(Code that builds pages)
○ ○ ○ ○ ○ ○ ○
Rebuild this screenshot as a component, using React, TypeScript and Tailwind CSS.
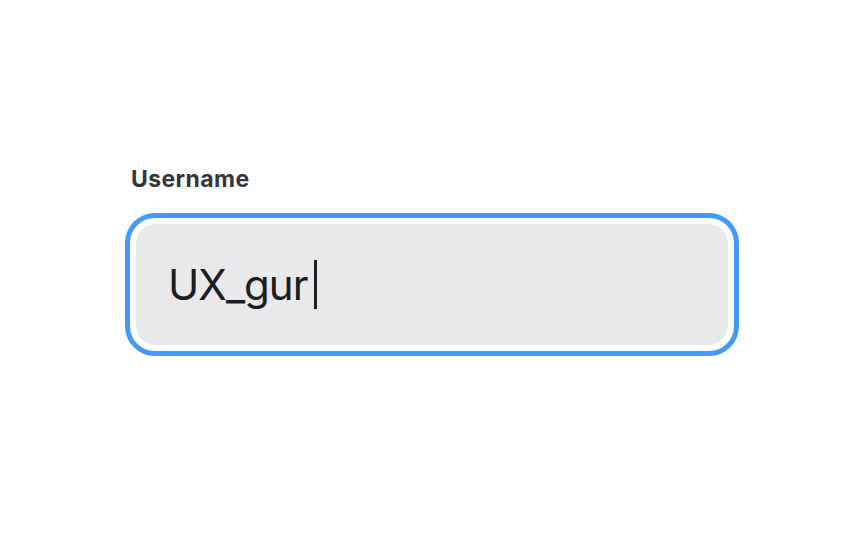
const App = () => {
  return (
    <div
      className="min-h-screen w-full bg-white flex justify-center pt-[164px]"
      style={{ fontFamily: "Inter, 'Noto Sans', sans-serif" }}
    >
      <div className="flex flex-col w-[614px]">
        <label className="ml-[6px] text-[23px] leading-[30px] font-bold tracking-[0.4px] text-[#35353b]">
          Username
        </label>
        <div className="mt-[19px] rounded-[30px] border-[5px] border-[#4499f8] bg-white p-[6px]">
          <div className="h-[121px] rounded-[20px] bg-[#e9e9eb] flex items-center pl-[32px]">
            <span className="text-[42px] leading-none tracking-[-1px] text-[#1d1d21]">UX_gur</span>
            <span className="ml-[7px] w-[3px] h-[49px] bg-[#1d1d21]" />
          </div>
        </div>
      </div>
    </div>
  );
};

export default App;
○ ○ ○ ○ ○ ○ ○
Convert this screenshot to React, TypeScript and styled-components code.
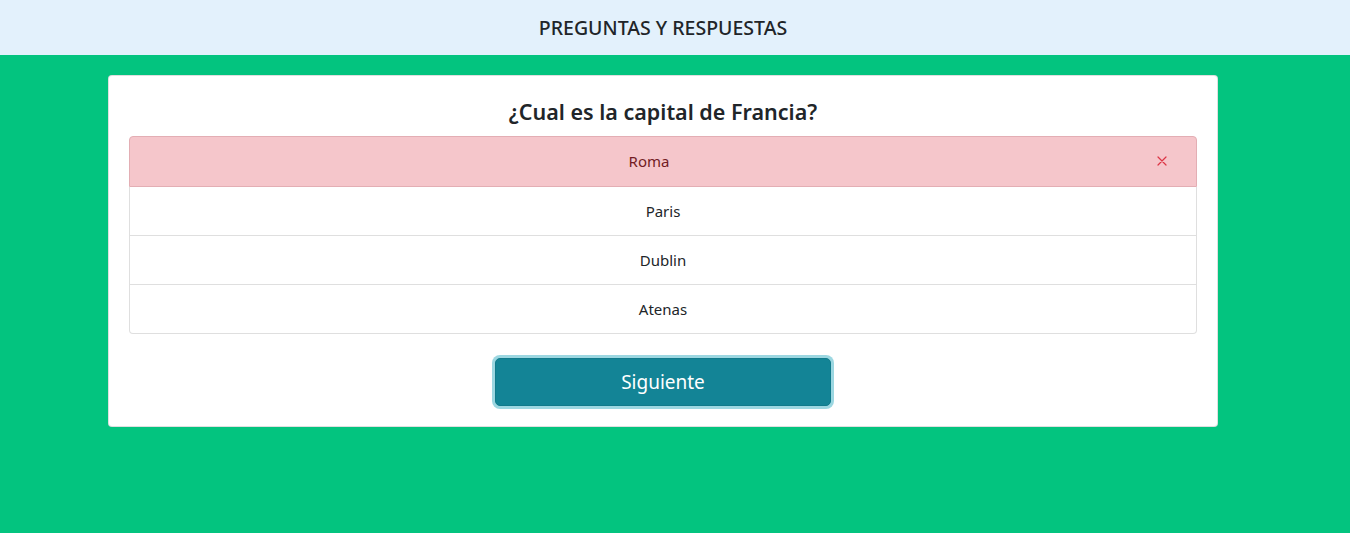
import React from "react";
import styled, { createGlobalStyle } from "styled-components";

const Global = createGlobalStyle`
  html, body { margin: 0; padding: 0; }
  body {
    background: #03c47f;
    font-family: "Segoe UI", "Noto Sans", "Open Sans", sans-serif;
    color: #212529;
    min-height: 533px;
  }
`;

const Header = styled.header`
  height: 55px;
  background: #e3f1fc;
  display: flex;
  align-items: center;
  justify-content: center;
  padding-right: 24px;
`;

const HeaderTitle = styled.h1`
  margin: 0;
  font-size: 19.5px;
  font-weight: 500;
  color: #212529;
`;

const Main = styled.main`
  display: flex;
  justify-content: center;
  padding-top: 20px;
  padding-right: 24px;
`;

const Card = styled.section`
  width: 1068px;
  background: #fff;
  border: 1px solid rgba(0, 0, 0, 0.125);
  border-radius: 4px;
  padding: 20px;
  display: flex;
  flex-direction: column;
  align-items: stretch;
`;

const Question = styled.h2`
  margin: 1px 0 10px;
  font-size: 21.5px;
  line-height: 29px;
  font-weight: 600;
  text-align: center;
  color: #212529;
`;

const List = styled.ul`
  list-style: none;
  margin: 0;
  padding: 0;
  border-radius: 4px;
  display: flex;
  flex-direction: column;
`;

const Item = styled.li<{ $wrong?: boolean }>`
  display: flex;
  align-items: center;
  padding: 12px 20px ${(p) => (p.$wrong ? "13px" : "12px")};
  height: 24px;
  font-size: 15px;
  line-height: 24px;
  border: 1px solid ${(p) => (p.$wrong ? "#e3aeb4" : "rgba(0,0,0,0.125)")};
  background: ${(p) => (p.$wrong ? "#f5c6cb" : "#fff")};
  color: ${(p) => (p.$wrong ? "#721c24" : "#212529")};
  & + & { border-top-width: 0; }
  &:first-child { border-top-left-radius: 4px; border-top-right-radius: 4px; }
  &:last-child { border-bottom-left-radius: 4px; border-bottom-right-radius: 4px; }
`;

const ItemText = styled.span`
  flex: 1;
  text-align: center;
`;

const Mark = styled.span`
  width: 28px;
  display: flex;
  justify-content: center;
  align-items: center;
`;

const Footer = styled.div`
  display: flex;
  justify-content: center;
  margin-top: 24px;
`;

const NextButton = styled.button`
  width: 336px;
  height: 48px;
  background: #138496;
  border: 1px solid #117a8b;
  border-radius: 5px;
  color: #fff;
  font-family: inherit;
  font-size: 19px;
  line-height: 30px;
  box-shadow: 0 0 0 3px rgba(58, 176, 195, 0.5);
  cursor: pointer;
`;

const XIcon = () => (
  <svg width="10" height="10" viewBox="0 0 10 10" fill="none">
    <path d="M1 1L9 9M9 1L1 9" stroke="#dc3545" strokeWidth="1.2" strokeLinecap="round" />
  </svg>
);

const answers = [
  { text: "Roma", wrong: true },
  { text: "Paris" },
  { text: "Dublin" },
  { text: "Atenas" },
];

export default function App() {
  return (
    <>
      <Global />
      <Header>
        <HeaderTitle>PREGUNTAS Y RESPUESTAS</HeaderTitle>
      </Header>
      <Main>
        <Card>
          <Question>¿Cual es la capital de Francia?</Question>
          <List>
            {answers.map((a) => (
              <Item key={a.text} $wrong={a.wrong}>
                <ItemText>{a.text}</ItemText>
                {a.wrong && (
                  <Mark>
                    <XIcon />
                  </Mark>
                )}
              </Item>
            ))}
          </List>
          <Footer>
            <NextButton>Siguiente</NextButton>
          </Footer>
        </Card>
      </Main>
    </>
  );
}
○ ○ ○ ○ ○ ○ ○
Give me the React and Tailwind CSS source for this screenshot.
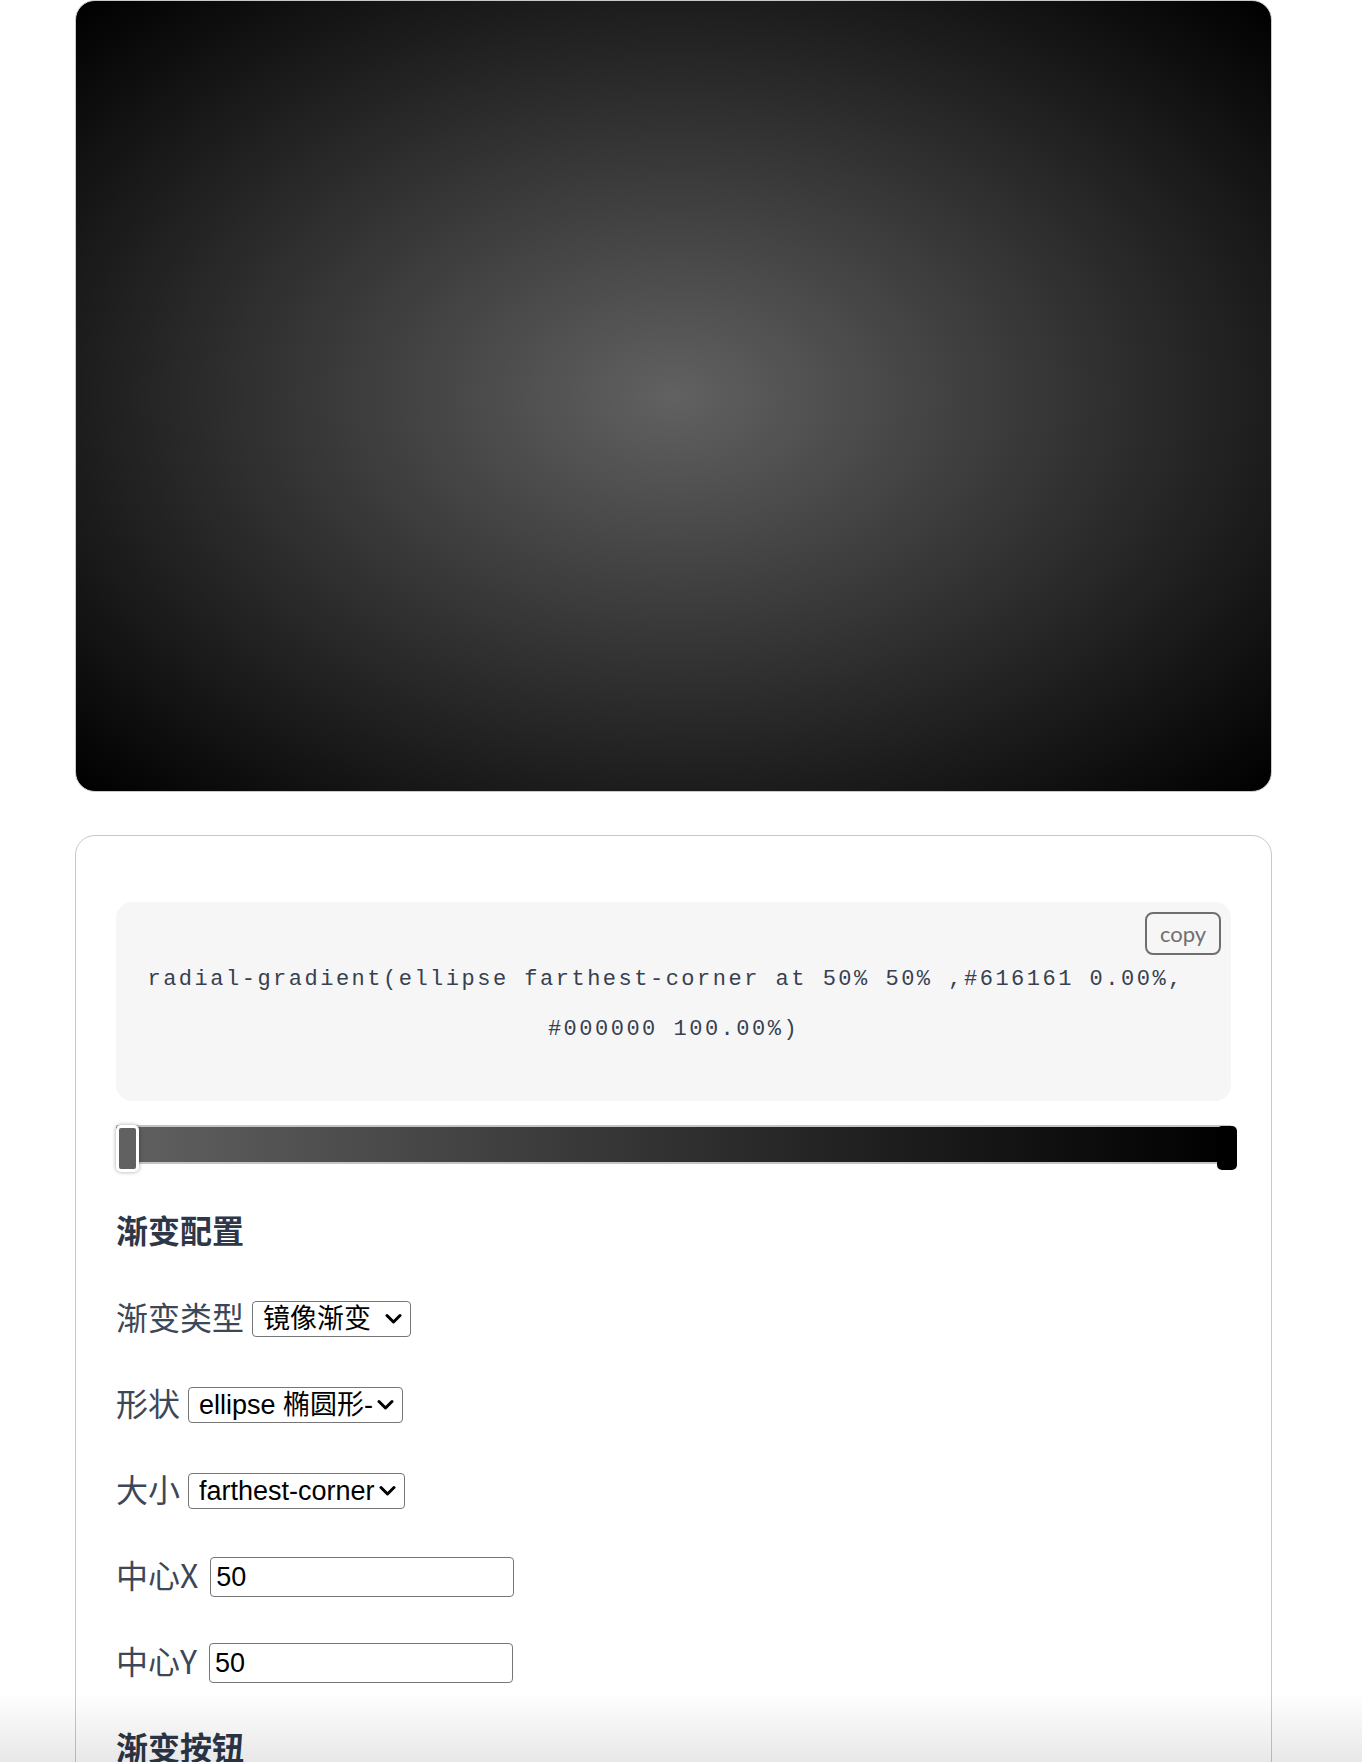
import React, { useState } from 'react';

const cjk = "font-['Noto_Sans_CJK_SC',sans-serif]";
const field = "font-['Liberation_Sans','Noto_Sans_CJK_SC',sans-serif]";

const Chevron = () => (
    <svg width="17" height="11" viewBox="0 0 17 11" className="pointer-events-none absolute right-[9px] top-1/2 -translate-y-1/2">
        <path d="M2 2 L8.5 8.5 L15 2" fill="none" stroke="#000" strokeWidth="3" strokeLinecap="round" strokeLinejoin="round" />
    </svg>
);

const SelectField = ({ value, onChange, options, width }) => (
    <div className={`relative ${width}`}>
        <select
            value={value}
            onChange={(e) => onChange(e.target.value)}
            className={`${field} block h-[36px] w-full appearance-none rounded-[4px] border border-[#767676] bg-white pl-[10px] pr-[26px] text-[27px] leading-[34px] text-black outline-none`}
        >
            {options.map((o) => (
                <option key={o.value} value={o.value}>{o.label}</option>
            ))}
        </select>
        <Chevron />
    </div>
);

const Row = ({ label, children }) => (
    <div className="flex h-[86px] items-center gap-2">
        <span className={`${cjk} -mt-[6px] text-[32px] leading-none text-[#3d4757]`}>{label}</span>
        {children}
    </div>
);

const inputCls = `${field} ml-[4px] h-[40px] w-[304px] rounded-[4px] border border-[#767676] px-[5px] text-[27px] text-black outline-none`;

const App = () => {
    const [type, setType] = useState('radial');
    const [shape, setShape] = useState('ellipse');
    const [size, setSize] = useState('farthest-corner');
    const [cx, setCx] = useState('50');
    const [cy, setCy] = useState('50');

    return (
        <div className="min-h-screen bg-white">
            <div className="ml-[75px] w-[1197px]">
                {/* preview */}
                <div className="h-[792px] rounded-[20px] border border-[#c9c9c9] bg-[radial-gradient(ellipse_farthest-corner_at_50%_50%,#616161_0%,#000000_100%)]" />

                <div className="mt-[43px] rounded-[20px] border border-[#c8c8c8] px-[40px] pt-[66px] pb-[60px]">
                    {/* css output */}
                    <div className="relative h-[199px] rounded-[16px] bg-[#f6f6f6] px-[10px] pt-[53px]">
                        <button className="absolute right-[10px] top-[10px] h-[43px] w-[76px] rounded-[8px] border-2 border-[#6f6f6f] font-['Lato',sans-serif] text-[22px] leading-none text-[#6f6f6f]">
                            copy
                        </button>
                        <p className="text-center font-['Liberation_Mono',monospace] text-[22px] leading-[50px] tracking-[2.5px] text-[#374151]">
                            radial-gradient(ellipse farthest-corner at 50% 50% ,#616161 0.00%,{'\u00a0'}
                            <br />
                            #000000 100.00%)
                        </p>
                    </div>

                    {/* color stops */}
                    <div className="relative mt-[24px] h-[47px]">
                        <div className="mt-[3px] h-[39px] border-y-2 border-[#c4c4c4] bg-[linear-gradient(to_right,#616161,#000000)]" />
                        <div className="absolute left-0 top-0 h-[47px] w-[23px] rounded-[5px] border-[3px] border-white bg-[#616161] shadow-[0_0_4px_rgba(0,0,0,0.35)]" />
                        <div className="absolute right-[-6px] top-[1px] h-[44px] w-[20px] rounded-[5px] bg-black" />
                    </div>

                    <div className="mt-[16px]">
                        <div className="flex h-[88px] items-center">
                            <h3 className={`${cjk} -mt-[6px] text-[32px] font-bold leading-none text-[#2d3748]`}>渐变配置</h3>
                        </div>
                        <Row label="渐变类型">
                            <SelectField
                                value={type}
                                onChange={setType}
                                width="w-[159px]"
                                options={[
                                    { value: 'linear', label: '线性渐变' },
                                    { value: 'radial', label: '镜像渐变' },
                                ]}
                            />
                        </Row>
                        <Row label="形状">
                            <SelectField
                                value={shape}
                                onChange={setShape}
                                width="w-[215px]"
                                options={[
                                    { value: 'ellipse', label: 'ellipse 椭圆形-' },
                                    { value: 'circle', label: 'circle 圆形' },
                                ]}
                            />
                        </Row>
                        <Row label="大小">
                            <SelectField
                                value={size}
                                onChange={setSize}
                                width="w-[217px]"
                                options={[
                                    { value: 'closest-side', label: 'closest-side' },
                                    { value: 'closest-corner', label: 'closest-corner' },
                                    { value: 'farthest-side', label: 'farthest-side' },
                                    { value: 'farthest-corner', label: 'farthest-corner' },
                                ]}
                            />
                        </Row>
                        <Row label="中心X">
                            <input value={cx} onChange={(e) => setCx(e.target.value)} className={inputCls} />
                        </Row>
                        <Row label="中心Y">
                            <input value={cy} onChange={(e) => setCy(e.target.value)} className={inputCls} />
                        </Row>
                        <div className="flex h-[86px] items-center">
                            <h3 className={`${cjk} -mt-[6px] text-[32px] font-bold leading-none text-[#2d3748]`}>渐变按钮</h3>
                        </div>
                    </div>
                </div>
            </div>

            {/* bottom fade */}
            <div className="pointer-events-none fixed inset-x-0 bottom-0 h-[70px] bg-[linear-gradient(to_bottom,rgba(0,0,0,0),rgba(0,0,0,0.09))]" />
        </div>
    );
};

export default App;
○ ○ ○ ○ ○ ○ ○
Identify which lines contain the word "components" and copy each one.

### Task result
Convert this screenshot to React, TypeScript and styled-components code.
import styled, { createGlobalStyle } from "styled-components";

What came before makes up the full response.